JOB: Gather up every line that includes the string "this".

Front-end source files
┄┄┄┄┄┄┄┄┄┄┄┄┄┄┄┄┄┄┄┄

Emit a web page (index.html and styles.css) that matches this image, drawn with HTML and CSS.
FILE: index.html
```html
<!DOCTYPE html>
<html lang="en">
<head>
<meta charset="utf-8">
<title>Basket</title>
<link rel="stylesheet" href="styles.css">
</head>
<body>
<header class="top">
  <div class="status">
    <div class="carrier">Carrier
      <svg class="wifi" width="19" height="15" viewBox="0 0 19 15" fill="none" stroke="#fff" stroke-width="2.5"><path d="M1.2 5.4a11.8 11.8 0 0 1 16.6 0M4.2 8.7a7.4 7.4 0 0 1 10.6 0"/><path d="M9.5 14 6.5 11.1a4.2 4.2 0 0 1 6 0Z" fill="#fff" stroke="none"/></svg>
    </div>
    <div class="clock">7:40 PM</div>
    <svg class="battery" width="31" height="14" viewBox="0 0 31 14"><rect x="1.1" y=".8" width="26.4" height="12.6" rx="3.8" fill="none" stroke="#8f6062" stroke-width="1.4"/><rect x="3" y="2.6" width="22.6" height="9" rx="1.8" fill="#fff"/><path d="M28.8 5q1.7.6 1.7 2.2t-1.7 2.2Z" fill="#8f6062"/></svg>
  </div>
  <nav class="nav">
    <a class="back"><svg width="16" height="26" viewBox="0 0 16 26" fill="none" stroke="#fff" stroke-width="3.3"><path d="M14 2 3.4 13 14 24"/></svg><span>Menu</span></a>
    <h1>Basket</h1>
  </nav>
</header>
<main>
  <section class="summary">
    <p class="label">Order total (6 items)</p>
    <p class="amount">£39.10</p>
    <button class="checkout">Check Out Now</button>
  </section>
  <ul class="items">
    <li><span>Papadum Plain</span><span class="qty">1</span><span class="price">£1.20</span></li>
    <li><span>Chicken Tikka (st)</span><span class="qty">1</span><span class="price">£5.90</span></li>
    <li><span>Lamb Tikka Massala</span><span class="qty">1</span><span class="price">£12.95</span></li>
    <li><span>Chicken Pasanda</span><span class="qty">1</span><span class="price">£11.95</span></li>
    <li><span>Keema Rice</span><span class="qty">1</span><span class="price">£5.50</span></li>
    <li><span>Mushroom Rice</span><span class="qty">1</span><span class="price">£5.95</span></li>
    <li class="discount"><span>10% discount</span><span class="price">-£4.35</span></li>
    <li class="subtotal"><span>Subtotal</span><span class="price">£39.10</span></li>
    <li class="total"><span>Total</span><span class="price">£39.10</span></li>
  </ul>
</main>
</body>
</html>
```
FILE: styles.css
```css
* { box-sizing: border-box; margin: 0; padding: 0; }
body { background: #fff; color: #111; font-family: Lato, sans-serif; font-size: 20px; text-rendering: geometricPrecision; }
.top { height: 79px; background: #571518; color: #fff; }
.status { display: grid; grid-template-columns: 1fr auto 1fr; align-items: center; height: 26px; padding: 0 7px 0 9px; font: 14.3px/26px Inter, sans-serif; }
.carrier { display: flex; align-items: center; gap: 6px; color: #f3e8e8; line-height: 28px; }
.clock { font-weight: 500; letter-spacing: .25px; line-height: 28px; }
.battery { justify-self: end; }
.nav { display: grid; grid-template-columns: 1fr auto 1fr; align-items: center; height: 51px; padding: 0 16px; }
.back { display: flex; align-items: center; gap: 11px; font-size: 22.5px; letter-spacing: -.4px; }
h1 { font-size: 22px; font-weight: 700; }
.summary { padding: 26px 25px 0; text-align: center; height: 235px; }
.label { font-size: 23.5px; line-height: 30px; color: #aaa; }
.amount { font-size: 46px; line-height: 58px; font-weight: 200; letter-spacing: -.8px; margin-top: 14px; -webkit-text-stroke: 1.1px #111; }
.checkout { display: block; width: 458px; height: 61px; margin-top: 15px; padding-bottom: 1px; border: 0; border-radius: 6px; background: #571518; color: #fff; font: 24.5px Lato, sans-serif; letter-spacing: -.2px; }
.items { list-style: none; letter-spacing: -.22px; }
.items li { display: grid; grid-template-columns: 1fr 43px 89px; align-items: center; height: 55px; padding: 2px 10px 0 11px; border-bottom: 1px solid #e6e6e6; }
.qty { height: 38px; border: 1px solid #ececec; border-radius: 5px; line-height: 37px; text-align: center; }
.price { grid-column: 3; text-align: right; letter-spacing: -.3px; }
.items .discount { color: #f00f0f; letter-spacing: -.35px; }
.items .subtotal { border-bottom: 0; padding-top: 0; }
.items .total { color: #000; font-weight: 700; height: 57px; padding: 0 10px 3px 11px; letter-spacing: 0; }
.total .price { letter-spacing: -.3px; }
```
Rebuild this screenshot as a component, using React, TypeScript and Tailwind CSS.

┄┄┄┄┄┄┄┄┄┄┄┄┄┄┄┄┄┄┄┄

EXERCISE ANSWER:
Emit a web page (index.html and styles.css) that matches this image, drawn with HTML and CSS.
Rebuild this screenshot as a component, using React, TypeScript and Tailwind CSS.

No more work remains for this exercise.